Le début de l'exploitation du calcaire de Saint-Marc remonte à 1835 et elle s'est poursuivie sans interruption jusqu'à nos jours. Ce calcaire a été utilisé pour le revêtement d'une multitude de résidences et d'édifices de la ville de Québec. Parmi les plus beaux exemples que nous pourrons voir le long du parcours, mentionnons : l'Hôtel du Parlement, l'édifice Louis-S.-St-Laurent (bureau de poste sur la Côte de la Montagne), le palais Montcalm, l'Hôtel de Ville, les anciennes banques de la rue Saint-Pierre et l'édifice de la Douane dans le Vieux-Port.

Autres calcaires

Le long du parcours, nous verrons d'autres calcaires d'origine canadienne, très semblables au calcaire de Deschambault, qui ont été utilisés comme pierre de taille dans quelques édifices, et aussi des calcaires importés de couleurs très différentes des précédents , qui ont servi comme de pierre à monument.

Les calcaires canadiens comprennent : le "calcaire de Chazy ou de Terrebonne" provenant de l'Île Jésus (Formation de Laval, Ordovicien moyen); "la pierre grise de Montréal" extraite de la partie inférieure du groupe de Trenton sur l'Île de Montréal; "le calcaire de Queenston" de la péninsule du Niagara (Ontario) extrait de la Formation de Lockport du Silurien. Jadis très importantes, ces pierres à bâtir ne sont plus exploitées de nos jours.

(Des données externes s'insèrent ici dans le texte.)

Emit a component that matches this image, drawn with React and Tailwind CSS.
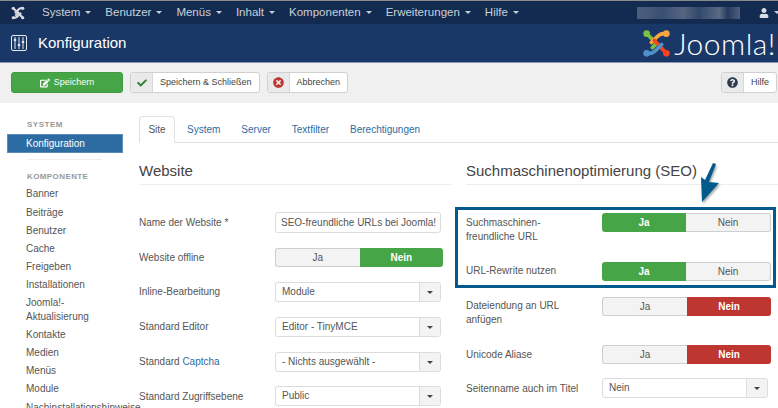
import React from "react";
import { FaCheck, FaQuestionCircle, FaTimesCircle, FaEdit, FaUser } from "react-icons/fa";

const Caret = ({ c = "border-t-[#c5cdd9]" }) => (
  <span className={`inline-block w-0 h-0 border-x-[3px] border-x-transparent border-t-[3px] ${c} ml-[5px] align-middle`} />
);

const JLogo = ({ mono, size = 20 }) => {
  const cols = mono ? ["#d5d9e0", "#d5d9e0", "#d5d9e0", "#d5d9e0"] : ["#7ac143", "#f9a541", "#f44321", "#5091cd"];
  return (
    <svg className="shrink-0" width={size} height={size} viewBox="0 0 28 28" fill="none" strokeLinecap="round" strokeWidth={mono ? 4.4 : 3.6}>
      <path d="M5 5 L14 14 L10 18" stroke={cols[0]} />
      <circle cx="4.5" cy="4.5" r="3.2" fill={cols[0]} />
      <path d="M23 5 C19 3 16 6 14 8 L9 13" stroke={cols[1]} />
      <circle cx="23.5" cy="4.5" r="3.2" fill={cols[1]} />
      <path d="M23 23 L12 11" stroke={cols[2]} />
      <circle cx="23.5" cy="23.5" r="3.2" fill={cols[2]} />
      <path d="M5 23 C9 25 12 22 14 20 L19 15" stroke={cols[3]} />
      <circle cx="4.5" cy="23.5" r="3.2" fill={cols[3]} />
    </svg>
  );
};

const Toggle = ({ on, w = "w-[169px]", cls = "" }) => {
  const base = "flex-1 flex items-center justify-center text-[10px]";
  const idle = "bg-[#f3f3f3] text-[#555] border border-[#cfcfcf]";
  const active = on === "rot" ? "bg-[#bd362f] text-white font-bold" : "bg-[#46a546] text-white font-bold";
  const jaOn = on === "ja";
  return (
    <div className={`flex h-[19px] ${w} ${cls}`}>
      <div className={`${base} rounded-l-[3px] ${jaOn ? active : idle + " border-r-0"}`}>Ja</div>
      <div className={`${base} rounded-r-[3px] ${jaOn ? idle + " border-l-0" : active}`}>Nein</div>
    </div>
  );
};

const Select = ({ v, cls = "" }) => (
  <div className={`flex h-[20px] w-[166px] border border-[#dcdcdc] rounded-[3px] bg-white text-[10px] text-[#555] ${cls}`}>
    <div className="flex-1 pl-[6px] leading-[18px] whitespace-nowrap overflow-hidden">{v}</div>
    <div className="w-[21px] bg-[#f3f3f3] border-l border-[#dcdcdc] rounded-r-[3px] flex items-center justify-center">
      <span className="w-0 h-0 border-x-[3px] border-x-transparent border-t-[3px] border-t-[#444]" />
    </div>
  </div>
);

const Row = ({ label, h, children }) => (
  <div className={`flex items-start ${h}`}>
    <div className="w-[136px] shrink-0 pt-[1px] text-[10px] leading-[14px] text-[#555]">{label}</div>
    {children}
  </div>
);

const ToolBtn = ({ icon, label, cls = "" }) => (
  <div className={`flex h-[21px] border border-[#d0d0d0] rounded-[3px] bg-white text-[9px] text-[#444] ${cls}`}>
    <div className="w-[22px] bg-[#eaeaea] border-r border-[#d8d8d8] rounded-l-[3px] flex items-center justify-center">{icon}</div>
    <div className="px-[7px] leading-[19px] whitespace-nowrap">{label}</div>
  </div>
);

const side = ["Banner", "Beiträge", "Benutzer", "Cache", "Freigeben", "Installationen", "Joomla!-\nAktualisierung", "Kontakte", "Medien", "Menüs", "Module", "Nachinstallationshinweise"];
const nav = ["System", "Benutzer", "Menüs", "Inhalt", "Komponenten", "Erweiterungen", "Hilfe"];
const tabs = ["System", "Server", "Textfilter", "Berechtigungen"];

export default function App() {
  return (
    <div className="relative w-[778px] h-[408px] overflow-hidden bg-white font-['Liberation_Sans',Arial,sans-serif]">
      <div className="h-px bg-[#8a8a8a]" />
      {/* nav */}
      <div className="h-[23px] bg-[#132b51] flex items-center pl-[11px] text-[#c9d0da] text-[11.5px]">
        <JLogo mono size={14} />
        <div className="flex ml-[17px] gap-[14px] whitespace-nowrap">
          {nav.map((n) => (
            <span key={n}>{n}<Caret /></span>
          ))}
        </div>
        <div className="ml-[118px] w-[103px] h-[12px] shrink-0 bg-[linear-gradient(90deg,#5c6c87,#43597c_25%,#66748c_45%,#3a5073_60%,#6b7990_80%,#2a4063_88%,#5c6c87)] opacity-80" />
        <FaUser className="ml-[19px] shrink-0 text-[#d8dde5] text-[10px]" />
        <Caret />
      </div>
      {/* header */}
      <div className="h-[39px] bg-[#1a3867] border-b border-[#8a99b0] flex items-center pl-[11px] text-white">
        <svg width="16" height="16" viewBox="0 0 16 16" fill="none" stroke="#e6eaf0" strokeWidth="1">
          <rect x="0.5" y="0.5" width="15" height="15" rx="1.5" />
          <path d="M4 2v12M8 2v12M12 2v12" />
          <path d="M2.8 5h2.4M6.8 10h2.4M10.8 7h2.4" strokeWidth="2" />
        </svg>
        <span className="ml-[11px] text-[15px] text-white">Konfiguration</span>
        <div className="ml-auto mr-[2px] flex items-center">
          <JLogo size={29} />
          <span className="ml-[3px] text-[30px] leading-[30px] font-['Lato',sans-serif] font-light text-white tracking-[0.5px]">Joomla!</span>
        </div>
      </div>
      {/* toolbar */}
      <div className="h-[40px] bg-[#f0f0f0] flex items-center pl-[11px] pr-[1px] pb-[1px]">
        <div className="w-[112px] h-[21px] bg-[#46a546] rounded-[3px] flex items-center justify-center text-white text-[9px] border border-[#429a42]">
          <FaEdit className="text-[10px] mr-[4px]" />Speichern
        </div>
        <ToolBtn cls="ml-[7px]" icon={<FaCheck className="text-[#378137] text-[10px]" />} label="Speichern & Schließen" />
        <ToolBtn cls="ml-[7px]" icon={<FaTimesCircle className="text-[#bd362f] text-[11px]" />} label="Abbrechen" />
        <ToolBtn cls="ml-auto" icon={<FaQuestionCircle className="text-[#2d3a4d] text-[11px]" />} label="Hilfe" />
      </div>
      <div className="flex">
        {/* sidebar */}
        <div className="w-[139px] shrink-0 pl-[7px] pt-[17px] text-[10px]">
          <div className="pl-[20px] text-[8px] font-bold tracking-[0.5px] text-[#999] leading-[10px]">SYSTEM</div>
          <div className="w-[116px] h-[19px] mt-[4px] bg-[#2d6ca2] text-white pl-[18px] leading-[17px] border border-[#5a8cb8]">Konfiguration</div>
          <div className="ml-[20px] mt-[6px] w-[75px] h-[1px] bg-[#eeeeee]" />
          <div className="pl-[20px] mt-[12px] text-[8px] font-bold tracking-[0.4px] text-[#999] leading-[10px]">KOMPONENTE</div>
          <div className="pl-[19px] mt-[3px] text-[#555] whitespace-pre leading-[13.3px]">
            {side.map((s) => (
              <div key={s} className="py-[2.45px]">{s}</div>
            ))}
          </div>
        </div>
        {/* main */}
        <div className="flex-1 pt-[13px]">
          <div className="flex items-end h-[27px] border-b border-[#e0e0e0] text-[10px] text-[#2d6ca2]">
            <div className="h-[27px] w-[36px] border border-[#e0e0e0] border-b-white rounded-t-[4px] bg-white text-[#555] flex items-center justify-center -mb-px">Site</div>
            <div className="flex gap-[21px] ml-[12px] h-[26px] items-center">
              {tabs.map((t) => <span key={t}>{t}</span>)}
            </div>
          </div>
          <div className="flex">
            {/* left */}
            <div className="w-[313px] shrink-0">
              <div className="h-[42px] border-b border-[#eeeeee] text-[15px] text-[#444] leading-[18px] pt-[19px]">Website</div>
              <div className="pt-[30px]">
                <Row label="Name der Website *" h="h-[35px]">
                  <div className="w-[166px] h-[21px] -mt-[3px] border border-[#dcdcdc] rounded-[3px] text-[10px] text-[#555] pl-[5px] leading-[19px] whitespace-nowrap overflow-hidden">SEO-freundliche URLs bei Joomla!</div>
                </Row>
                <Row label="Website offline" h="h-[34px]"><Toggle on="nein" w="w-[168px]" cls="-mt-[2px]" /></Row>
                <Row label="Inline-Bearbeitung" h="h-[35px]"><Select v="Module" cls="-mt-[2px]" /></Row>
                <Row label="Standard Editor" h="h-[35px]"><Select v="Editor - TinyMCE" cls="-mt-[2px]" /></Row>
                <Row label={<>Standard <span className="text-[#2d6ca2]">Captcha</span></>} h="h-[35px]"><Select v="- Nichts ausgewählt -" cls="-mt-[2px]" /></Row>
                <Row label="Standard Zugriffsebene" h="h-[18px]"><Select v="Public" cls="-mt-[3px]" /></Row>
              </div>
            </div>
            {/* right */}
            <div className="pl-[14px] flex-1">
              <div className="h-[42px] border-b border-[#eeeeee] text-[15px] text-[#444] leading-[18px] pt-[19px] whitespace-nowrap">Suchmaschinenoptimierung (SEO)</div>
              <div className="pt-[30px]">
                <Row label={<>Suchmaschinen-<br />freundliche URL</>} h="h-[48px]"><Toggle on="ja" cls="-mt-[2px]" /></Row>
                <Row label="URL-Rewrite nutzen" h="h-[35px]"><Toggle on="ja" cls="-mt-[1px]" /></Row>
                <Row label={<>Dateiendung an URL<br />anfügen</>} h="h-[49px]"><Toggle on="rot" cls="-mt-[1px]" /></Row>
                <Row label="Unicode Aliase" h="h-[34px]"><Toggle on="rot" cls="-mt-[2px]" /></Row>
                <Row label="Seitenname auch im Titel" h="h-[20px]"><Select v="Nein" cls="-mt-[3px]" /></Row>
              </div>
            </div>
          </div>
        </div>
      </div>
      {/* highlight overlay */}
      <div className="absolute left-[455px] top-[207px] w-[321px] h-[81px] border-[3px] border-[#045a8d]" />
      <svg className="absolute left-[694px] top-[160px] drop-shadow-[1px_2px_1px_rgba(0,0,0,0.35)]" width="28" height="44" viewBox="0 0 28 44">
        <path d="M19 3 L22 4 L15 22 L25 23 L8 42 L7 17 L11 20 Z" fill="#045a8d" />
      </svg>
    </div>
  );
}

Les calcaires importés incluent "le calcaire d'Indiana" et "la pierre de Château-Landon". Le calcaire d'Indiana (ou calcaire de Salem) est une pierre brun jaunâtre du Mississippien, extrait dans la région de Bloomington-Bedford; elle forme le piédestal du monument Jeanne d'Arc et le revêtement des façades de quelques édifices. La pierre de Château-Landon en France est un calcaire de l'Éocène supérieur, de milieu lacustre, à grain fin, de couleur blanc grisâtre; elle forme l'imposant piédestal du monument Champlain.